Ø  Hubungan Struktural dan Hubungan Semantis
                        Sebuah bentuk ulang harus bisa dikembalikan ke bentuk dasar. Akan tetapi dalam rangka pengembalian tersebut perlu diperhatikan hubungan antara aspek struktural dan aspek semantis. Dalam tata bahasa Indonesia secara struktural ada pula bentuk ulang yang dapat dikembalikan ke dalam  satu bentuk dasar, akan tetapi secara sistematis bentuk yang berada dalam bentuk ulang itu telah mendapatkan satu pengertian yang baru.
Ø  Bentuk ulang dan Ulangan Kata
            Bentuk ulang harus diperhatikan hubungan yang setara antara bentuk dasar dan bentuk ulang dalam hal struktur dan semantik atau makna. Bentuk ulang BI merupakan satu kata dan tergolong kata yang bermorfem jamak.
Ø  Yang Bukanbukan
            Bentu yang bukanbukan mrupakan sebuah kata. Mereka tidak tergolong dalam bentuk ulang ataupun ulangan kata. Untuk menyatakan bahwa bentuk ini adalah sebuah kata, maka ejaannya pun dinyatakan dalam satu kesatuan, walaupun dalam kebiasaan ejaan BI ini belum dapat dilaksanakan. Ia masih diejakan sebagai dua bentuk yang terpisah atau sebagai dua kata.
Ø  Bentuk Ulang Simetris
            Yaitu bentuk ulang yang terjadi dari bentuk dasar yang diulang seutuhnya. Contoh: rokrok, tongtong,mainmain, baikbaik, dll. Dalam Pedoman Umum Ejaan Bahasa Indonesia Yang Disempurnakan bentu ulang simetris dituliskan dengan tanda hubung (-).

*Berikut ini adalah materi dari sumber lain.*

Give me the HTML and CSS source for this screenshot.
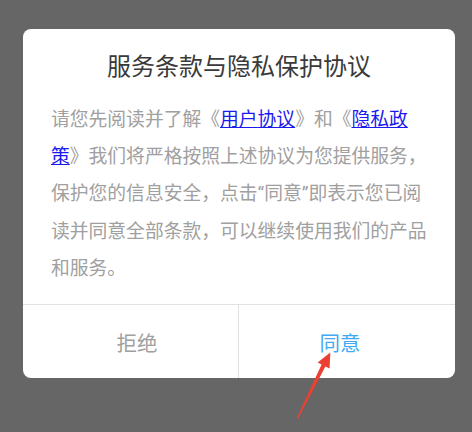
FILE: index.html
```html
<!DOCTYPE html>
<html lang="zh-CN">
<head>
<meta charset="utf-8">
<link rel="stylesheet" href="styles.css">
</head>
<body>
<div class="screen">
  <div class="dialog">
    <h1 class="title">服务条款与隐私保护协议</h1>
    <p class="body">请您先阅读并了解《<a href="#">用户协议</a>》和《<a href="#">隐私政策</a>》我们将严格按照上述协议为您提供服务，保护您的信息安全，点击“同意”即表示您已阅读并同意全部条款，可以继续使用我们的产品和服务。</p>
    <div class="actions">
      <div class="btn btn-reject">拒绝</div>
      <div class="btn btn-agree">同意</div>
    </div>
  </div>
  <svg class="arrow" width="472" height="432" viewBox="0 0 472 432">
    <polygon points="296.6,418.5 321.6,364.4 317.6,362.4 330.3,352.6 329.6,368.6 325.4,366.4 298,418.8" fill="#ec4033"/>
  </svg>
</div>
</body>
</html>
```
FILE: styles.css
```css
html, body {
  margin: 0;
  padding: 0;
}
body {
  background: #666666;
  font-family: "Roboto", "Noto Sans CJK SC", sans-serif;
}
.screen {
  position: relative;
  width: 472px;
  height: 432px;
  padding-top: 29px;
  box-sizing: border-box;
}
.dialog {
  margin-left: 23px;
  width: 432px;
  background: #ffffff;
  border-radius: 8px;
  overflow: hidden;
}
.title {
  margin: 0;
  padding-top: 23px;
  height: 30px;
  line-height: 30px;
  font-size: 24px;
  font-weight: normal;
  color: #3a3a3a;
  text-align: center;
}
.body {
  margin: 0;
  padding: 20px 26px 16px 28px;
  font-size: 18.8px;
  line-height: 37.2px;
  color: #a0a0a0;
}
.body a {
  color: #1a1aee;
  text-decoration: underline;
}
.actions {
  display: flex;
  border-top: 1px solid #e2e2e2;
  height: 73px;
}
.btn {
  flex: 1;
  display: flex;
  align-items: center;
  justify-content: center;
  font-size: 20.5px;
}
.btn-reject {
  color: #a0a0a0;
  padding-left: 13px;
  border-right: 1px solid #e2e2e2;
}
.btn-agree {
  color: #3fa9f5;
  padding-right: 14px;
}
.arrow {
  position: absolute;
  left: 0;
  top: 0;
}
```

Ø  Bentuk Ulang Regresif dan Progresif
            Bentuk ulang regresif jika dalam bentuk ulang tersebut dapat ditemukan atau tampak dasar kata. Sedangkan bentuk ulang progresif yaitu sebuah bentuk ulang yang mengulang sebagian dari bentuk dasar . Perbedaan secara struktural antara bentuk regresif dengan progresif terarah pada pembedaan semantis. Bentuk ulang regresif mendukung makna resiprok atau saling. Sedangkan bentuk ulang progresif mendukung makna atau intensitas atau kuantitas dan durasi.
Ø  Bentuk Ulang Konsonan
            Dalam bentuk ulang konsonan ada bentuk-bentuk unik, artinya bentuk-bentuk itu terikat secara struktural dan semantik pada bentuk dasar. Dan bentuk ulang ini tidak dapat diramalkan variasi vokalnya.
Ø  Bentuk Ulang Vokal
            Bentuk ulang vokal bersifat progresif. Bentuk ulang vokal ini perlu diperhatikan hubungan antara aspek struktural dan aspek semantis/makna. Contoh: a a: ramah tamah, a u: sayur mayur: e ai: cerai berai.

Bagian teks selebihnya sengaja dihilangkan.